Request
Transcribe each line of the material as it is, and drop any picture.

— BEGIN —

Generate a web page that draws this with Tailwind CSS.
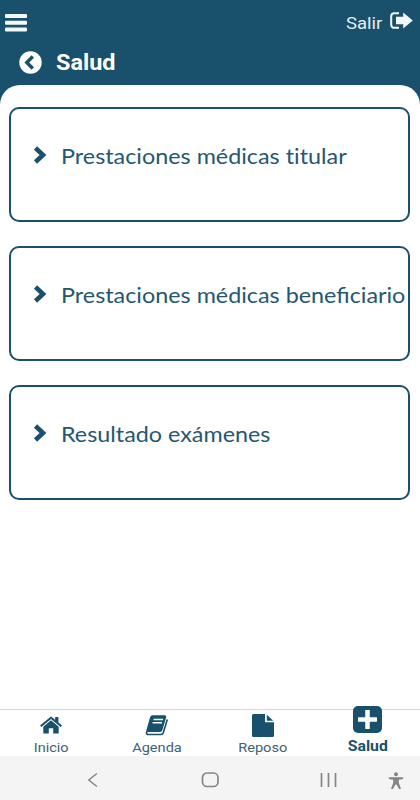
<!DOCTYPE html>
<html lang="es">

<head>
    <meta charset="UTF-8">
    <meta name="viewport" content="width=device-width, initial-scale=1.0">
    <title>Salud</title>
    <script src="https://cdn.jsdelivr.net/npm/@tailwindcss/browser@4"></script>
</head>

<body class="bg-[#19506b] font-['Roboto',sans-serif]">
    <div class="flex flex-col h-[800px] w-[420px] overflow-hidden">

        <!-- Header -->
        <header class="h-[85px] shrink-0 text-white">
            <div class="flex h-11 items-center justify-between pl-[5px] pr-[7px]">
                <button class="mt-0.5">
                    <svg class="w-[22px] h-[18px]" viewBox="0 0 22 18" fill="#f3f7f9">
                        <rect width="22" height="4" rx="1" />
                        <rect y="6.7" width="22" height="4" rx="1" />
                        <rect y="13.4" width="22" height="4" rx="1" />
                    </svg>
                </button>
                <a href="#" class="flex items-center gap-2">
                    <span class="origin-right scale-x-[1.09] text-[17px] leading-5 pt-0.5 text-[#e6eef2]">Salir</span>
                    <svg class="w-[23px] h-[18px] mb-0.5" viewBox="0 0 23 18" fill="none">
                        <path d="M9 1.2H4.2a3 3 0 0 0-3 3v8.6a3 3 0 0 0 3 3H9" stroke="#f3f7f9" stroke-width="2" />
                        <path d="M6 4.8h7.2V.6L22.8 8.5l-9.6 8v-4.3H6z" fill="#f3f7f9" />
                    </svg>
                </a>
            </div>
            <div class="flex h-9 items-center gap-3.5 pl-[19px]">
                <svg class="w-[23px] h-[23px]" viewBox="0 0 23 23">
                    <circle cx="11.5" cy="11.5" r="11.2" fill="#fff" />
                    <path d="M13.8 5.5l-6 6 6 6" fill="none" stroke="#19506b" stroke-width="3.4" />
                </svg>
                <h1 class="origin-left scale-x-[1.09] pt-px text-[21.5px] leading-7 font-bold">Salud</h1>
            </div>
        </header>

        <!-- Content -->
        <main class="flex flex-1 flex-col gap-6 rounded-t-[20px] bg-white pl-[9px] pr-[10px] pt-[22px] font-['Lato',sans-serif] text-[22px] text-[#245870]">
            <a href="#" class="flex h-[115px] gap-3.5 rounded-[10px] border-2 border-[#19506b] pl-[22px] pt-[34px] whitespace-nowrap">
                <svg class="w-[14px] h-[18px] mt-[3px] shrink-0" viewBox="0 0 14 18" fill="none" stroke="#19506b" stroke-width="4.6">
                    <path d="M2.5 2l7.5 7-7.5 7" />
                </svg>
                <span class="origin-left scale-x-[1.061] leading-[26px]">Prestaciones médicas <span class="[font-variant-ligatures:none]">titular</span></span>
            </a>
            <a href="#" class="flex h-[115px] gap-3.5 rounded-[10px] border-2 border-[#19506b] pl-[22px] pt-[34px] whitespace-nowrap">
                <svg class="w-[14px] h-[18px] mt-[3px] shrink-0" viewBox="0 0 14 18" fill="none" stroke="#19506b" stroke-width="4.6">
                    <path d="M2.5 2l7.5 7-7.5 7" />
                </svg>
                <span class="origin-left scale-x-[1.061] leading-[26px]">Prestaciones médicas beneficiario</span>
            </a>
            <a href="#" class="flex h-[115px] gap-3.5 rounded-[10px] border-2 border-[#19506b] pl-[22px] pt-[34px] whitespace-nowrap">
                <svg class="w-[14px] h-[18px] mt-[3px] shrink-0" viewBox="0 0 14 18" fill="none" stroke="#19506b" stroke-width="4.6">
                    <path d="M2.5 2l7.5 7-7.5 7" />
                </svg>
                <span class="origin-left scale-x-[1.061] leading-[26px]">Resultado exámenes</span>
            </a>
        </main>

        <!-- Tab bar -->
        <nav class="grid h-[47px] shrink-0 grid-cols-4 grid-rows-[46px] border-t border-[#d4d7d9] bg-white text-[13.5px] leading-4 text-[#3d6377]">
            <a href="#" class="flex flex-col items-center justify-end pr-[3px] pb-px">
                <svg class="w-[22px] h-[18px] mb-[5px]" viewBox="0 0 22 18" fill="#19506b">
                    <path d="M11 .4L15.2 3.8V1h3.2v5.4L22 9.4l-1.4 1.6L11 3 1.4 11 0 9.4z" />
                    <path d="M11 4.2l7.7 6.5v6.8h-5.5v-5.3H8.8v5.3H3.3v-6.8z" />
                </svg>
                <span class="scale-x-[1.07]">Inicio</span>
            </a>
            <a href="#" class="flex flex-col items-center justify-end pr-px pb-px">
                <svg class="w-6 h-[21px] mb-[3px]" viewBox="0 0 24 21">
                    <path d="M22.3 4.5L18.4 17.5q-.6 2-2.4 2H3.5q-2.2 0-2.2-2.3" fill="none" stroke="#19506b" stroke-width="1.6" />
                    <path d="M7.5.3h12q2.200 0 1.600 2.200L17.400 15q-.6 2-2.400 2H4q-1.600 0-2.700 1.200-.4-1 0-2.600L5 2.600Q5.700.3 7.500.3z" fill="#19506b" />
                    <path d="M8.600 4.500h9.400M7.600 7.800h9.400" stroke="#fff" stroke-width="1.5" />
                </svg>
                <span class="scale-x-[1.08]">Agenda</span>
            </a>
            <a href="#" class="flex flex-col items-center justify-end pb-px">
                <svg class="w-[22px] h-[23px] mb-0.5" viewBox="0 0 22 23" fill="#19506b">
                    <path d="M1.5 0H13v8.2h9v13.3q0 1.5-1.5 1.5h-19Q0 23 0 21.5v-20Q0 0 1.5 0z" />
                    <path d="M14.8.7L21.3 6.8H14.8z" />
                </svg>
                <span class="scale-x-[1.08]">Reposo</span>
            </a>
            <a href="#" class="flex flex-col items-center justify-end pb-0.5 text-[14px] font-bold text-[#19506b]">
                <svg class="w-[29px] h-[27px] mb-[5px] shrink-0" viewBox="0 0 29 27">
                    <rect width="29" height="27" rx="5" fill="#19506b" />
                    <path d="M14.5 4v19M5 13.5h19" stroke="#fff" stroke-width="4.5" />
                </svg>
                <span class="scale-x-[1.13]">Salud</span>
            </a>
        </nav>

        <!-- System navigation -->
        <footer class="flex h-11 shrink-0 items-center bg-[#f4f4f4] pt-1 pl-[87px]">
            <svg class="w-[11px] h-4" viewBox="0 0 11 16" fill="none" stroke="#858585" stroke-width="1.5">
                <path d="M9.8 1.5L1.8 8l8 6.5" />
            </svg>
            <svg class="w-[18px] h-4 ml-[103px]" viewBox="0 0 18 16" fill="none" stroke="#858585" stroke-width="1.7">
                <rect x="1.5" y="1" width="15.5" height="13.5" rx="4.5" />
            </svg>
            <svg class="w-[17px] h-4 ml-[101px]" viewBox="0 0 17 16" stroke="#858585" stroke-width="1.7">
                <path d="M1.5 1v14M8.5 1v14M15.5 1v14" />
            </svg>
            <svg class="w-4 h-[18px] ml-[51px] mt-0.5" viewBox="0 0 16 18" fill="#858585">
                <circle cx="8" cy="2.2" r="2" />
                <path d="M.8 5.2h14.4v1.8l-4.4.7v3.3l2.2 5.6-1.7.7L8.5 12.5h-1L4.7 17.3 3 16.6l2.2-5.6V7.7L.8 7z" />
            </svg>
        </footer>
    </div>
</body>

</html>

— END —

Output for this exercise
Generate a web page that draws this with Tailwind CSS.
<!DOCTYPE html>
<html lang="es">

<head>
    <meta charset="UTF-8">
    <meta name="viewport" content="width=device-width, initial-scale=1.0">
    <title>Salud</title>
    <script src="https://cdn.jsdelivr.net/npm/@tailwindcss/browser@4"></script>
</head>

<body class="bg-[#19506b] font-['Roboto',sans-serif]">
    <div class="flex flex-col h-[800px] w-[420px] overflow-hidden">

        <!-- Header -->
        <header class="h-[85px] shrink-0 text-white">
            <div class="flex h-11 items-center justify-between pl-[5px] pr-[7px]">
                <button class="mt-0.5">
                    <svg class="w-[22px] h-[18px]" viewBox="0 0 22 18" fill="#f3f7f9">
                        <rect width="22" height="4" rx="1" />
                        <rect y="6.7" width="22" height="4" rx="1" />
                        <rect y="13.4" width="22" height="4" rx="1" />
                    </svg>
                </button>
                <a href="#" class="flex items-center gap-2">
                    <span class="origin-right scale-x-[1.09] text-[17px] leading-5 pt-0.5 text-[#e6eef2]">Salir</span>
                    <svg class="w-[23px] h-[18px] mb-0.5" viewBox="0 0 23 18" fill="none">
                        <path d="M9 1.2H4.2a3 3 0 0 0-3 3v8.6a3 3 0 0 0 3 3H9" stroke="#f3f7f9" stroke-width="2" />
                        <path d="M6 4.8h7.2V.6L22.8 8.5l-9.6 8v-4.3H6z" fill="#f3f7f9" />
                    </svg>
                </a>
            </div>
            <div class="flex h-9 items-center gap-3.5 pl-[19px]">
                <svg class="w-[23px] h-[23px]" viewBox="0 0 23 23">
                    <circle cx="11.5" cy="11.5" r="11.2" fill="#fff" />
                    <path d="M13.8 5.5l-6 6 6 6" fill="none" stroke="#19506b" stroke-width="3.4" />
                </svg>
                <h1 class="origin-left scale-x-[1.09] pt-px text-[21.5px] leading-7 font-bold">Salud</h1>
            </div>
        </header>

        <!-- Content -->
        <main class="flex flex-1 flex-col gap-6 rounded-t-[20px] bg-white pl-[9px] pr-[10px] pt-[22px] font-['Lato',sans-serif] text-[22px] text-[#245870]">
            <a href="#" class="flex h-[115px] gap-3.5 rounded-[10px] border-2 border-[#19506b] pl-[22px] pt-[34px] whitespace-nowrap">
                <svg class="w-[14px] h-[18px] mt-[3px] shrink-0" viewBox="0 0 14 18" fill="none" stroke="#19506b" stroke-width="4.6">
                    <path d="M2.5 2l7.5 7-7.5 7" />
                </svg>
                <span class="origin-left scale-x-[1.061] leading-[26px]">Prestaciones médicas <span class="[font-variant-ligatures:none]">titular</span></span>
            </a>
            <a href="#" class="flex h-[115px] gap-3.5 rounded-[10px] border-2 border-[#19506b] pl-[22px] pt-[34px] whitespace-nowrap">
                <svg class="w-[14px] h-[18px] mt-[3px] shrink-0" viewBox="0 0 14 18" fill="none" stroke="#19506b" stroke-width="4.6">
                    <path d="M2.5 2l7.5 7-7.5 7" />
                </svg>
                <span class="origin-left scale-x-[1.061] leading-[26px]">Prestaciones médicas beneficiario</span>
            </a>
            <a href="#" class="flex h-[115px] gap-3.5 rounded-[10px] border-2 border-[#19506b] pl-[22px] pt-[34px] whitespace-nowrap">
                <svg class="w-[14px] h-[18px] mt-[3px] shrink-0" viewBox="0 0 14 18" fill="none" stroke="#19506b" stroke-width="4.6">
                    <path d="M2.5 2l7.5 7-7.5 7" />
                </svg>
                <span class="origin-left scale-x-[1.061] leading-[26px]">Resultado exámenes</span>
            </a>
        </main>

        <!-- Tab bar -->
        <nav class="grid h-[47px] shrink-0 grid-cols-4 grid-rows-[46px] border-t border-[#d4d7d9] bg-white text-[13.5px] leading-4 text-[#3d6377]">
            <a href="#" class="flex flex-col items-center justify-end pr-[3px] pb-px">
                <svg class="w-[22px] h-[18px] mb-[5px]" viewBox="0 0 22 18" fill="#19506b">
                    <path d="M11 .4L15.2 3.8V1h3.2v5.4L22 9.4l-1.4 1.6L11 3 1.4 11 0 9.4z" />
                    <path d="M11 4.2l7.7 6.5v6.8h-5.5v-5.3H8.8v5.3H3.3v-6.8z" />
                </svg>
                <span class="scale-x-[1.07]">Inicio</span>
            </a>
            <a href="#" class="flex flex-col items-center justify-end pr-px pb-px">
                <svg class="w-6 h-[21px] mb-[3px]" viewBox="0 0 24 21">
                    <path d="M22.3 4.5L18.4 17.5q-.6 2-2.4 2H3.5q-2.2 0-2.2-2.3" fill="none" stroke="#19506b" stroke-width="1.6" />
                    <path d="M7.5.3h12q2.200 0 1.600 2.200L17.400 15q-.6 2-2.400 2H4q-1.600 0-2.700 1.200-.4-1 0-2.600L5 2.600Q5.700.3 7.500.3z" fill="#19506b" />
                    <path d="M8.600 4.500h9.400M7.600 7.800h9.400" stroke="#fff" stroke-width="1.5" />
                </svg>
                <span class="scale-x-[1.08]">Agenda</span>
            </a>
            <a href="#" class="flex flex-col items-center justify-end pb-px">
                <svg class="w-[22px] h-[23px] mb-0.5" viewBox="0 0 22 23" fill="#19506b">
                    <path d="M1.5 0H13v8.2h9v13.3q0 1.5-1.5 1.5h-19Q0 23 0 21.5v-20Q0 0 1.5 0z" />
                    <path d="M14.8.7L21.3 6.8H14.8z" />
                </svg>
                <span class="scale-x-[1.08]">Reposo</span>
            </a>
            <a href="#" class="flex flex-col items-center justify-end pb-0.5 text-[14px] font-bold text-[#19506b]">
                <svg class="w-[29px] h-[27px] mb-[5px] shrink-0" viewBox="0 0 29 27">
                    <rect width="29" height="27" rx="5" fill="#19506b" />
                    <path d="M14.5 4v19M5 13.5h19" stroke="#fff" stroke-width="4.5" />
                </svg>
                <span class="scale-x-[1.13]">Salud</span>
            </a>
        </nav>

        <!-- System navigation -->
        <footer class="flex h-11 shrink-0 items-center bg-[#f4f4f4] pt-1 pl-[87px]">
            <svg class="w-[11px] h-4" viewBox="0 0 11 16" fill="none" stroke="#858585" stroke-width="1.5">
                <path d="M9.8 1.5L1.8 8l8 6.5" />
            </svg>
            <svg class="w-[18px] h-4 ml-[103px]" viewBox="0 0 18 16" fill="none" stroke="#858585" stroke-width="1.7">
                <rect x="1.5" y="1" width="15.5" height="13.5" rx="4.5" />
            </svg>
            <svg class="w-[17px] h-4 ml-[101px]" viewBox="0 0 17 16" stroke="#858585" stroke-width="1.7">
                <path d="M1.5 1v14M8.5 1v14M15.5 1v14" />
            </svg>
            <svg class="w-4 h-[18px] ml-[51px] mt-0.5" viewBox="0 0 16 18" fill="#858585">
                <circle cx="8" cy="2.2" r="2" />
                <path d="M.8 5.2h14.4v1.8l-4.4.7v3.3l2.2 5.6-1.7.7L8.5 12.5h-1L4.7 17.3 3 16.6l2.2-5.6V7.7L.8 7z" />
            </svg>
        </footer>
    </div>
</body>

</html>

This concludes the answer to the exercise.